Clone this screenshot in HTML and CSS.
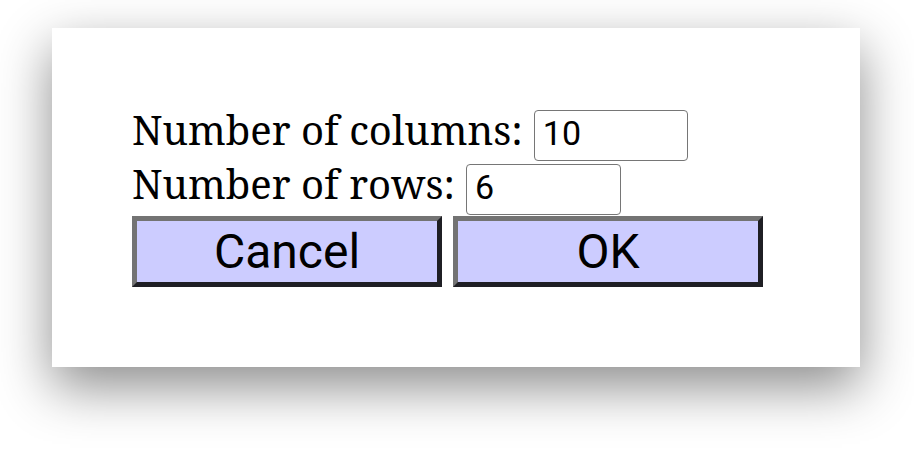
FILE: index.html
```
<!DOCTYPE html>
<html>
<head>
<meta charset="utf-8">
<link rel="stylesheet" href="styles.css">
</head>
<body>
<div class="page">
  <div class="dialog">
    <div class="row">
      <span class="label">Number of columns:</span>
      <input class="field field-cols" type="text" value="10">
    </div>
    <div class="row">
      <span class="label">Number of rows:</span>
      <input class="field field-rows" type="text" value="6">
    </div>
    <div class="buttons">
      <button class="btn">Cancel</button>
      <button class="btn">OK</button>
    </div>
  </div>
</div>
</body>
</html>
```
FILE: styles.css
```
html, body {
  margin: 0;
  padding: 0;
  background: #ffffff;
}
.page {
  box-sizing: border-box;
  min-height: 451px;
  display: flex;
  align-items: flex-start;
  padding: 28px 0 0 52px;
  overflow: hidden;
}
.dialog {
  box-sizing: border-box;
  width: 808px;
  height: 339px;
  padding: 80px 80px;
  background: #ffffff;
  box-shadow: 0 20px 50px rgba(0, 0, 0, 0.45);
  display: flex;
  flex-direction: column;
}
.row {
  display: flex;
  align-items: center;
  gap: 11px;
  height: 54px;
}
.label {
  font-family: "Noto Serif", "DejaVu Serif", serif;
  font-size: 40px;
  line-height: 44px;
  padding-bottom: 10px;
  color: #000;
  white-space: nowrap;
}
.field {
  box-sizing: border-box;
  height: 51px;
  margin: 0;
  padding: 0 0 5px 8px;
  border: 1px solid #767676;
  border-radius: 4px;
  font-family: Roboto, "Liberation Sans", sans-serif;
  font-size: 34px;
  color: #000;
  background: #fff;
  outline: none;
}
.field-cols { width: 154px; }
.field-rows { width: 155px; }
.buttons {
  display: flex;
  gap: 11px;
}
.btn {
  box-sizing: border-box;
  width: 310px;
  height: 71px;
  margin: 0;
  padding: 0;
  background: #ccccff;
  border-style: solid;
  border-width: 5px;
  border-color: #737373 #1f1f24 #1f1f24 #737373;
  font-family: Roboto, "Liberation Sans", sans-serif;
  font-size: 48px;
  color: #000;
}
```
* * *
Quote everything in the listing above exactly; pictures are the only thing to omit.

Clone this screenshot in HTML and CSS.
FILE: index.html
```
<!DOCTYPE html>
<html>
<head>
<meta charset="utf-8">
<link rel="stylesheet" href="styles.css">
</head>
<body>
<div class="page">
  <div class="dialog">
    <div class="row">
      <span class="label">Number of columns:</span>
      <input class="field field-cols" type="text" value="10">
    </div>
    <div class="row">
      <span class="label">Number of rows:</span>
      <input class="field field-rows" type="text" value="6">
    </div>
    <div class="buttons">
      <button class="btn">Cancel</button>
      <button class="btn">OK</button>
    </div>
  </div>
</div>
</body>
</html>
```
FILE: styles.css
```
html, body {
  margin: 0;
  padding: 0;
  background: #ffffff;
}
.page {
  box-sizing: border-box;
  min-height: 451px;
  display: flex;
  align-items: flex-start;
  padding: 28px 0 0 52px;
  overflow: hidden;
}
.dialog {
  box-sizing: border-box;
  width: 808px;
  height: 339px;
  padding: 80px 80px;
  background: #ffffff;
  box-shadow: 0 20px 50px rgba(0, 0, 0, 0.45);
  display: flex;
  flex-direction: column;
}
.row {
  display: flex;
  align-items: center;
  gap: 11px;
  height: 54px;
}
.label {
  font-family: "Noto Serif", "DejaVu Serif", serif;
  font-size: 40px;
  line-height: 44px;
  padding-bottom: 10px;
  color: #000;
  white-space: nowrap;
}
.field {
  box-sizing: border-box;
  height: 51px;
  margin: 0;
  padding: 0 0 5px 8px;
  border: 1px solid #767676;
  border-radius: 4px;
  font-family: Roboto, "Liberation Sans", sans-serif;
  font-size: 34px;
  color: #000;
  background: #fff;
  outline: none;
}
.field-cols { width: 154px; }
.field-rows { width: 155px; }
.buttons {
  display: flex;
  gap: 11px;
}
.btn {
  box-sizing: border-box;
  width: 310px;
  height: 71px;
  margin: 0;
  padding: 0;
  background: #ccccff;
  border-style: solid;
  border-width: 5px;
  border-color: #737373 #1f1f24 #1f1f24 #737373;
  font-family: Roboto, "Liberation Sans", sans-serif;
  font-size: 48px;
  color: #000;
}
```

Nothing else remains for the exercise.